Garry Marshall: Carl Reiner was one of my mentors; I was a writer on the Dick Van Dyke show. The first time we met, he didn’t like me!
Why not?
Carl didn’t like me because I was a writer who wrote nightclub (acts, one-liners). I hadda prove to him I wasn’t just a joke writer. I did Dick Van Dyke for three years.
How did you make that leap from TV to movies?
Well (Carl) did!
What does that mean, it’s easy or something? If Carl could do it?!
No. You know what I mean — I saw him do it.
What’s your favorite all-time Carl Reiner project, it can be vintage…
You know, I loved The Russians Are Coming the Russians Are Coming – that’s may favorite of Carl’s, of course, and everything else.
How about the movie you made that’s your favorite?
My favorite is one called The Other Sister with Diane Keaton and Juliette Lewis.
Oh yeah, Diane Keaton was in it, that one was different for you – did you write it too?
I wrote it; I directed it – I love that picture.
What about TV that you’ve done?
My favorite TV show I ever did is a little show called Happy Days.
That was a big little show, changed the culture, the world of TV!
I wrote a book about it; Paul Williams did the music.
Wait, the Happy Days book is a stage production? Paul Williams wrote it? You know Paul Williams?
Yes. “Rainy Days & Mondays,” and he did the music of the original Happy Days? Paul did the score, the music, now it’s out. I just got back from Toronto .
Fonzie on stage?
Yeah. So forget the Ponzi go see the Fonzie, that’s what I say.
You act too; not in this though, huh?
No. My favorite role — I did a show called Lost in America with Albert Brooks. I was the casino operator. That was my favorite I’ve been in – that and my sister’s (Penny Marshall) movie, A League of Their Own.
Where’s Penny tonight?
She don’t come here; she sits home – she has a lovely home. But she should get out more.
Maybe you should throw her a movie.
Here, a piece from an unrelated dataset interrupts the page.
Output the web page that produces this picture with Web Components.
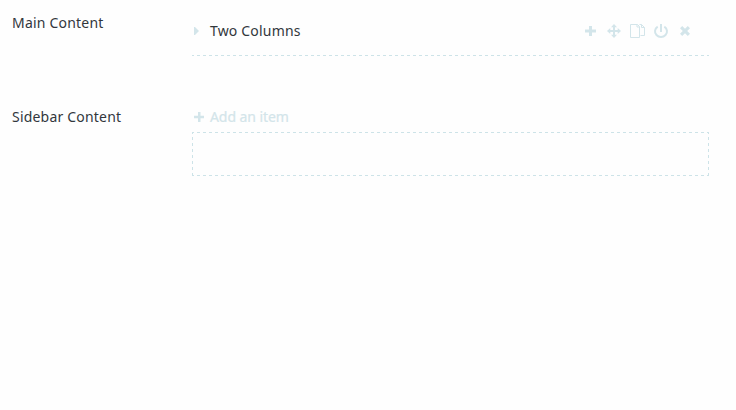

What?
She’s bicoastal anyway, always in New York.
There are so many Marshalls in show business.
My kid (Scott Marshall) is a good director; he’s got Ren Faire (which has changed titles and leads from Lohan to Ricci) coming up with Christina Ricci.
What do you like doing best: directing, writing, acting, producing?
I do all the other jobs, but I do what I do because I am a writer. I was writing just, writing, then the other stuff.
All from writing, seriously?
Everything I have ever achieved, I have achieved because I was a writer. Looks like a bunch of writers here tonight, except for all the movie stars. I love this red carpet stuff!